A town that is frozen in time for the last hundred years with a current population of under 20 but visited by around 150,000 people every year – where that could be? Let the suspense linger on, but I will be more specific. Between 1863 to 1914, it was one of the richest townships in Victoria, Australia and during that period around 3000 fortune seekers pushed their luck to the extremes to achieve this distinction. The life stories of those hardworking individuals are also part of the history of this beautiful yet bizarre township that is nestled in the Victorian Alps.
Bank of Victoria Vault where Gold was stored . Later moved to Moe
The story of Walhalla began when a group of prospectors led by Ned Stinger, reached Thompson River and followed it downstream exploring its tributaries and finally found Gold at Walhalla. Walhalla was not its original name. It was infact named Stingers Creek initially and renamed Walhalla in 1866. Walhalla was the name of the largest mine in that area at that time. Ned Stinger was no ordinary man. Stringer, born in England was sent to Tasmania in December 1842 for ten years after being convicted of burglary and theft. He was granted a ticket-of-leave in 1847. Stinger came to Melbourne, with the determination of a convict who was enjoying the taste of freedom for the first time, to make it big in his adopted land. After finding Gold at Walhalla Stringer strode out of the hills in January 1863 to register the claim. By the time he was back, the word has got out and the Gold rush to area had begun. Within a year, at the age of 44, Ned Stinger died of ill health, leaving others to enjoy the fruits of his labour.
The Main Street
Like Stinger, Walhalla is no ordinary town either, it had its own ups and downs during the Gold Rush Period. In 1863 itself, lack of provisions and low level of water in the creek had effected the prospectors and many started leaving the township. Stingers Creek was nicknamed as Starvation Creek because of that. Agnes Buntine was one of the first people to take provisions into the half-starved miners on Stringers Creek in January 1863. She had her goods stored at Toongabbie and many followed which resulted in the growth of Toongabbie as a township.
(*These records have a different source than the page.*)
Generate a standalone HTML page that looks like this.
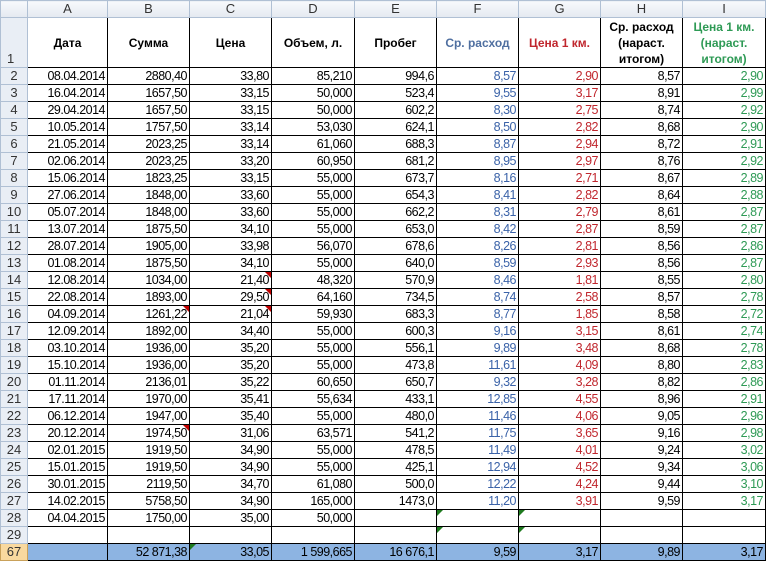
<!DOCTYPE html><html><head><meta charset="utf-8"><style>
body{margin:0;background:#fff;width:766px;height:563px;overflow:hidden;font-family:"Liberation Sans",Arial,sans-serif;font-size:12.5px}
table{border-collapse:collapse;table-layout:fixed;position:absolute;left:0;top:0}
td{padding:0 2px;height:16px;border:1px solid #000;text-align:right;white-space:nowrap;overflow:hidden;position:relative;line-height:16px;letter-spacing:-0.5px}
td.h{background:#e9eef5;border:1px solid #b0c0d4;color:#333;text-align:center;font-size:13px;letter-spacing:0}
tr.ch td{background:linear-gradient(#f7f9fc,#e4e9f0);border:1px solid #b0c0d4;color:#333;text-align:center;font-size:13px;height:16px;letter-spacing:0}
tr.hd td{height:49px;font-weight:bold;text-align:center;white-space:normal;line-height:16px;vertical-align:middle;letter-spacing:0;font-size:12px}
tr.hd td.h{vertical-align:bottom;font-weight:normal;text-align:left;padding-left:6px;font-size:13px}
.f{color:#3a62a8}.g{color:#c0262d}.i{color:#2e9a55}
tr.s td{background:#8db4e2}
tr.s td.h{background:#f9d99f;border-color:#c9a15a}
.r:after{content:"";position:absolute;right:0;top:0;border-top:6px solid #c00000;border-left:6px solid transparent}
.gr:before{content:"";position:absolute;left:0;top:0;border-top:6px solid #1e7a1e;border-right:6px solid transparent}
</style></head><body>
<table>
<colgroup><col style="width:27px"><col style="width:80px"><col style="width:82px"><col style="width:82px"><col style="width:83px"><col style="width:82px"><col style="width:82px"><col style="width:82px"><col style="width:82px"><col style="width:83px"></colgroup>
<tr class="ch"><td></td><td>A</td><td>B</td><td>C</td><td>D</td><td>E</td><td>F</td><td>G</td><td>H</td><td>I</td></tr>
<tr class="hd"><td class="h">1</td><td>Дата</td><td>Сумма</td><td>Цена</td><td>Объем, л.</td><td>Пробег</td><td class="f" style="color:#4f6fa0">Ср. расход</td><td class="g">Цена 1 км.</td><td>Ср. расход (нараст. итогом)</td><td class="i">Цена 1 км. (нараст. итогом)</td></tr>
<tr><td class="h">2</td><td>08.04.2014</td><td>2880,40</td><td>33,80</td><td>85,210</td><td>994,6</td><td class="f">8,57</td><td class="g">2,90</td><td>8,57</td><td class="i">2,90</td></tr>
<tr><td class="h">3</td><td>16.04.2014</td><td>1657,50</td><td>33,15</td><td>50,000</td><td>523,4</td><td class="f">9,55</td><td class="g">3,17</td><td>8,91</td><td class="i">2,99</td></tr>
<tr><td class="h">4</td><td>29.04.2014</td><td>1657,50</td><td>33,15</td><td>50,000</td><td>602,2</td><td class="f">8,30</td><td class="g">2,75</td><td>8,74</td><td class="i">2,92</td></tr>
<tr><td class="h">5</td><td>10.05.2014</td><td>1757,50</td><td>33,14</td><td>53,030</td><td>624,1</td><td class="f">8,50</td><td class="g">2,82</td><td>8,68</td><td class="i">2,90</td></tr>
<tr><td class="h">6</td><td>21.05.2014</td><td>2023,25</td><td>33,14</td><td>61,060</td><td>688,3</td><td class="f">8,87</td><td class="g">2,94</td><td>8,72</td><td class="i">2,91</td></tr>
<tr><td class="h">7</td><td>02.06.2014</td><td>2023,25</td><td>33,20</td><td>60,950</td><td>681,2</td><td class="f">8,95</td><td class="g">2,97</td><td>8,76</td><td class="i">2,92</td></tr>
<tr><td class="h">8</td><td>15.06.2014</td><td>1823,25</td><td>33,15</td><td>55,000</td><td>673,7</td><td class="f">8,16</td><td class="g">2,71</td><td>8,67</td><td class="i">2,89</td></tr>
<tr><td class="h">9</td><td>27.06.2014</td><td>1848,00</td><td>33,60</td><td>55,000</td><td>654,3</td><td class="f">8,41</td><td class="g">2,82</td><td>8,64</td><td class="i">2,88</td></tr>
<tr><td class="h">10</td><td>05.07.2014</td><td>1848,00</td><td>33,60</td><td>55,000</td><td>662,2</td><td class="f">8,31</td><td class="g">2,79</td><td>8,61</td><td class="i">2,87</td></tr>
<tr><td class="h">11</td><td>13.07.2014</td><td>1875,50</td><td>34,10</td><td>55,000</td><td>653,0</td><td class="f">8,42</td><td class="g">2,87</td><td>8,59</td><td class="i">2,87</td></tr>
<tr><td class="h">12</td><td>28.07.2014</td><td>1905,00</td><td>33,98</td><td>56,070</td><td>678,6</td><td class="f">8,26</td><td class="g">2,81</td><td>8,56</td><td class="i">2,86</td></tr>
<tr><td class="h">13</td><td>01.08.2014</td><td>1875,50</td><td>34,10</td><td>55,000</td><td>640,0</td><td class="f">8,59</td><td class="g">2,93</td><td>8,56</td><td class="i">2,87</td></tr>
<tr><td class="h">14</td><td>12.08.2014</td><td>1034,00</td><td class="r">21,40</td><td>48,320</td><td>570,9</td><td class="f">8,46</td><td class="g">1,81</td><td>8,55</td><td class="i">2,80</td></tr>
<tr><td class="h">15</td><td>22.08.2014</td><td>1893,00</td><td class="r">29,50</td><td>64,160</td><td>734,5</td><td class="f">8,74</td><td class="g">2,58</td><td>8,57</td><td class="i">2,78</td></tr>
<tr><td class="h">16</td><td>04.09.2014</td><td class="r">1261,22</td><td class="r">21,04</td><td>59,930</td><td>683,3</td><td class="f">8,77</td><td class="g">1,85</td><td>8,58</td><td class="i">2,72</td></tr>
<tr><td class="h">17</td><td>12.09.2014</td><td>1892,00</td><td>34,40</td><td>55,000</td><td>600,3</td><td class="f">9,16</td><td class="g">3,15</td><td>8,61</td><td class="i">2,74</td></tr>
<tr><td class="h">18</td><td>03.10.2014</td><td>1936,00</td><td>35,20</td><td>55,000</td><td>556,1</td><td class="f">9,89</td><td class="g">3,48</td><td>8,68</td><td class="i">2,78</td></tr>
<tr><td class="h">19</td><td>15.10.2014</td><td>1936,00</td><td>35,20</td><td>55,000</td><td>473,8</td><td class="f">11,61</td><td class="g">4,09</td><td>8,80</td><td class="i">2,83</td></tr>
<tr><td class="h">20</td><td>01.11.2014</td><td>2136,01</td><td>35,22</td><td>60,650</td><td>650,7</td><td class="f">9,32</td><td class="g">3,28</td><td>8,82</td><td class="i">2,86</td></tr>
<tr><td class="h">21</td><td>17.11.2014</td><td>1970,00</td><td>35,41</td><td>55,634</td><td>433,1</td><td class="f">12,85</td><td class="g">4,55</td><td>8,96</td><td class="i">2,91</td></tr>
<tr><td class="h">22</td><td>06.12.2014</td><td>1947,00</td><td>35,40</td><td>55,000</td><td>480,0</td><td class="f">11,46</td><td class="g">4,06</td><td>9,05</td><td class="i">2,96</td></tr>
<tr><td class="h">23</td><td>20.12.2014</td><td class="r">1974,50</td><td>31,06</td><td>63,571</td><td>541,2</td><td class="f">11,75</td><td class="g">3,65</td><td>9,16</td><td class="i">2,98</td></tr>
<tr><td class="h">24</td><td>02.01.2015</td><td>1919,50</td><td>34,90</td><td>55,000</td><td>478,5</td><td class="f">11,49</td><td class="g">4,01</td><td>9,24</td><td class="i">3,02</td></tr>
<tr><td class="h">25</td><td>15.01.2015</td><td>1919,50</td><td>34,90</td><td>55,000</td><td>425,1</td><td class="f">12,94</td><td class="g">4,52</td><td>9,34</td><td class="i">3,06</td></tr>
<tr><td class="h">26</td><td>30.01.2015</td><td>2119,50</td><td>34,70</td><td>61,080</td><td>500,0</td><td class="f">12,22</td><td class="g">4,24</td><td>9,44</td><td class="i">3,10</td></tr>
<tr><td class="h">27</td><td>14.02.2015</td><td>5758,50</td><td>34,90</td><td>165,000</td><td>1473,0</td><td class="f">11,20</td><td class="g">3,91</td><td>9,59</td><td class="i">3,17</td></tr>
<tr><td class="h">28</td><td>04.04.2015</td><td>1750,00</td><td>35,00</td><td>50,000</td><td></td><td class="gr"></td><td class="gr"></td><td></td><td></td></tr>
<tr><td class="h">29</td><td></td><td></td><td></td><td></td><td></td><td class="gr"></td><td class="gr"></td><td></td><td></td></tr>
<tr class="s"><td class="h">67</td><td></td><td>52 871,38</td><td class="gr">33,05</td><td>1 599,665</td><td>16 676,1</td><td>9,59</td><td>3,17</td><td>9,89</td><td>3,17</td></tr>
</table>
</body></html>
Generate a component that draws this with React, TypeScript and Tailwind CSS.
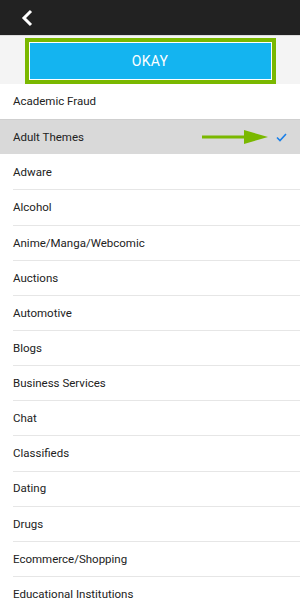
const categories = [
  "Academic Fraud",
  "Adult Themes",
  "Adware",
  "Alcohol",
  "Anime/Manga/Webcomic",
  "Auctions",
  "Automotive",
  "Blogs",
  "Business Services",
  "Chat",
  "Classifieds",
  "Dating",
  "Drugs",
  "Ecommerce/Shopping",
  "Educational Institutions",
];

const selected = "Adult Themes";

function Arrow() {
  return (
    <svg width="66" height="16" viewBox="0 0 66 16" className="mr-[8px]">
      <rect x="0" y="6.5" width="44" height="3" fill="#7ab800" />
      <polygon points="42,1 66,8 42,15" fill="#7ab800" />
    </svg>
  );
}

function Check() {
  return (
    <svg width="11" height="9" viewBox="0 0 11 9">
      <path d="M1 4.5 L4 7.5 L10 1" fill="none" stroke="#1a7fe8" strokeWidth="1.6" />
    </svg>
  );
}

export default function App() {
  return (
    <div className="w-[300px] h-[604px] overflow-hidden bg-white font-['Roboto',sans-serif]">
      <header className="h-[35px] bg-[#222222] flex items-center pl-[20px] border-b border-[#dcdcdc] box-content">
        <svg width="14" height="18" viewBox="0 0 14 18">
          <path d="M11 2 L4 9 L11 16" fill="none" stroke="#ffffff" strokeWidth="3" />
        </svg>
      </header>
      <div className="bg-[#f4f4f4] h-[48px] pt-[2px] flex justify-center">
        <div className="w-[251px] h-[46px] border-[4px] border-[#7ab800] p-[1px] bg-white">
          <button
            type="button"
            className="w-full h-full bg-[#14b4f0] text-white text-[14px] tracking-[0.3px]"
          >
            OKAY
          </button>
        </div>
      </div>
      <ul>
        {categories.map((c, i) => {
          const isSel = c === selected;
          return (
            <li
              key={c}
              className={
                isSel
                  ? "h-[35.15px] bg-[#d9d9d9] border-t border-[#cfcfcf] flex items-center pl-[13px] pr-[13px]"
                  : "h-[35.15px] pl-[13px]"
              }
            >
              {isSel ? (
                <>
                  <span className="flex-1 text-[11.5px] text-[#222222] pt-[1px]">{c}</span>
                  <Arrow />
                  <Check />
                </>
              ) : (
                <div
                  className={
                    i === 0 || categories[i - 1] === selected
                      ? "h-full flex items-center pt-[1px] text-[11.5px] text-[#222222]"
                      : "h-full flex items-center pt-[1px] border-t border-[#e6e6e6] text-[11.5px] text-[#222222]"
                  }
                >
                  {c}
                </div>
              )}
            </li>
          );
        })}
      </ul>
    </div>
  );
}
The Train Service to Thomson Station from Walhalla
As we drove into the Walhalla township, the first thing to catch our attention was the Walhalla Railway station. When we entered the Station, the station in charge was explaining the history of the station to two other visitors. Walhalla got its railway station at its dying stages as a bustling mining town. The narrow gauge line was completed on 1910. By then, the Gold prospecting in the area was not profitable anymore and in 1914 the largest mine in the area stopped its operations.
Walhalla Railway Station
Since 1914 the Railway line was mostly used for carrying timber to the Saw-mils around Erica. As the goods and passenger traffic declined, one by one different sections of the railway were closed and finally in 1960, the tracks and the buildings were removed leaving only the bridges. The station building at Walhalla was relocated to Hartwell station in Melbourne. Seeing the tourist potential, Walhalla Goldfields Railway, Inc. was established in 1993 to rebuild and restore the railway line and the station. From 1994 onwards different sections of the railway recommenced operations and by 2002 an operating line of 4km were established through the nationally heritage listed Thomson river bridge. Today it carries around 40,000 passengers each year with services on Wednesday, Saturday and Sunday. The train departs from Walhalla heritage precinct passing through the historic Thomson river bridge to arrive at Thomson station and returns back.
The Mechanics Institute
A short drive from the station takes to the town centre. Town centre consists of a couple of streets. The narrow main street bordered with buildings from colonial era and English gardens, look nearly as it was 100 years ago. But most of the buildings you see now are rebuilt in the 1960’s or even later. The mechanics institute was rebuilt in 1988, the Star hotel was rebuilt I n1998. The corner store was restored to its original design in 1970’s. The fire station was rebuilt in the 1960’s and now serves as a museum. The fire has struck Walhalla many times before, destroying its heritage buildings. The Post Office is one of the original building that escaped fire miraculously many times and is free for visitors. Opened in 1886, in its early days it was handling nearly 50,000 mail items a year. This is the only original public building remaining in the town.
Long Tunnel Extended Gold Mine Entrance
The main attraction in Walhalla is the Long Tunnel Extended Gold Mine Tour. The scheduled tours are from noon. The mine is well lit and will serve as educational for school aged children. In its hey days this mine was the largest producer of Gold in Australia. The tour will take the visitors to 300 metres deep into underground machinery chamber.
A visit to this bizarre township is more like a pilgrimage to a place stuck in time, but it is not everyone’s cup of tea. This is a place you should visit, only if you like history, camping and cool weather. Most of the visitors here are campers who want to spend a couple of days with the nature. There are two camping grounds, the North Gardens, which is free and a paid one, called Chinese Gardens. Walhalla is also the starting point for the 650 km Australian Alps Walking Track, which continues to near Canberra.